It is rare for anyone to pay attention to the grey façade of The Ministry of Foreign Affairs of the Republic of Lithuania, hidden between the trees in Lukiškės Square. This building is like a shadow; it is a building of monumental architecture of socialist realism, which plays an important role in the life of Lithuania. Since 1958, this was the headquarters of the Council of Ministers of the Supreme Soviet of the Lithuanian SSR. Between 1990 and 1991, this was the first headquarters of the Government of the Reinstituted Republic of Lithuania. Now, it is a building where the foreign affairs of Lithuania are being shaped, with diplomats and foreign delegations visiting it daily. The volume of the building, a clear planned corridor structure, proximity, finishing materials and interior décor partially but very broadly reveal the characteristics of the post-soviet government designs. It is also interesting how the building was adapted to different needs throughout the times.

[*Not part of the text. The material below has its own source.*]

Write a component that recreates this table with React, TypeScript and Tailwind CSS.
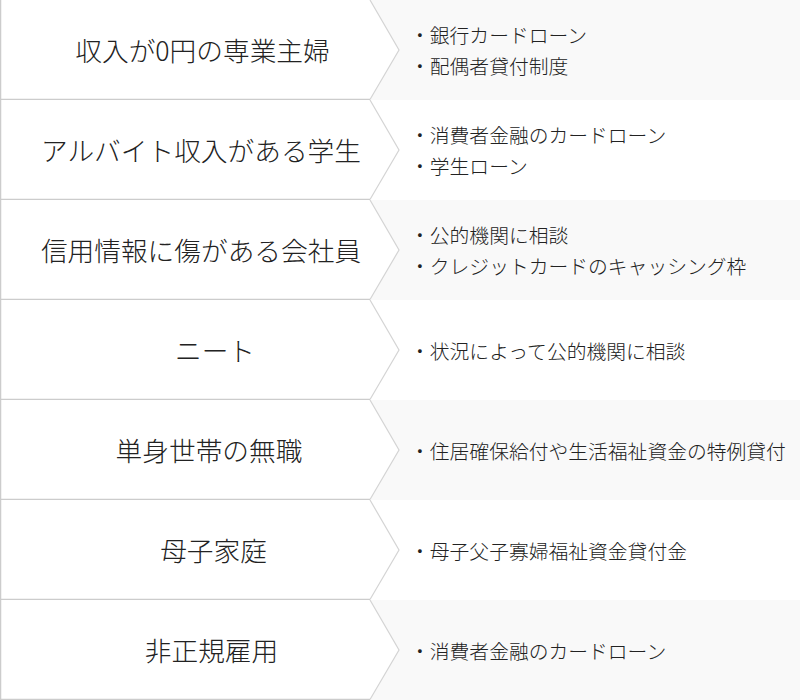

In 2013, new complexes of The Ministry of Foreign Affairs were developed and located in the back yard, barely visible to any passers-by. Large glass galleries, vast general use spaces, conference halls, tempered glass floor and contemporary finishing materials – this is a new and very different philosophy for designing administrational buildings.
The synthesis of these two significantly different styles creates a unique opportunity to closely compare and evaluate the changes in the architectural and interior aesthetics, influenced by the change of the pollical regime and the emergence of the new generation of architects.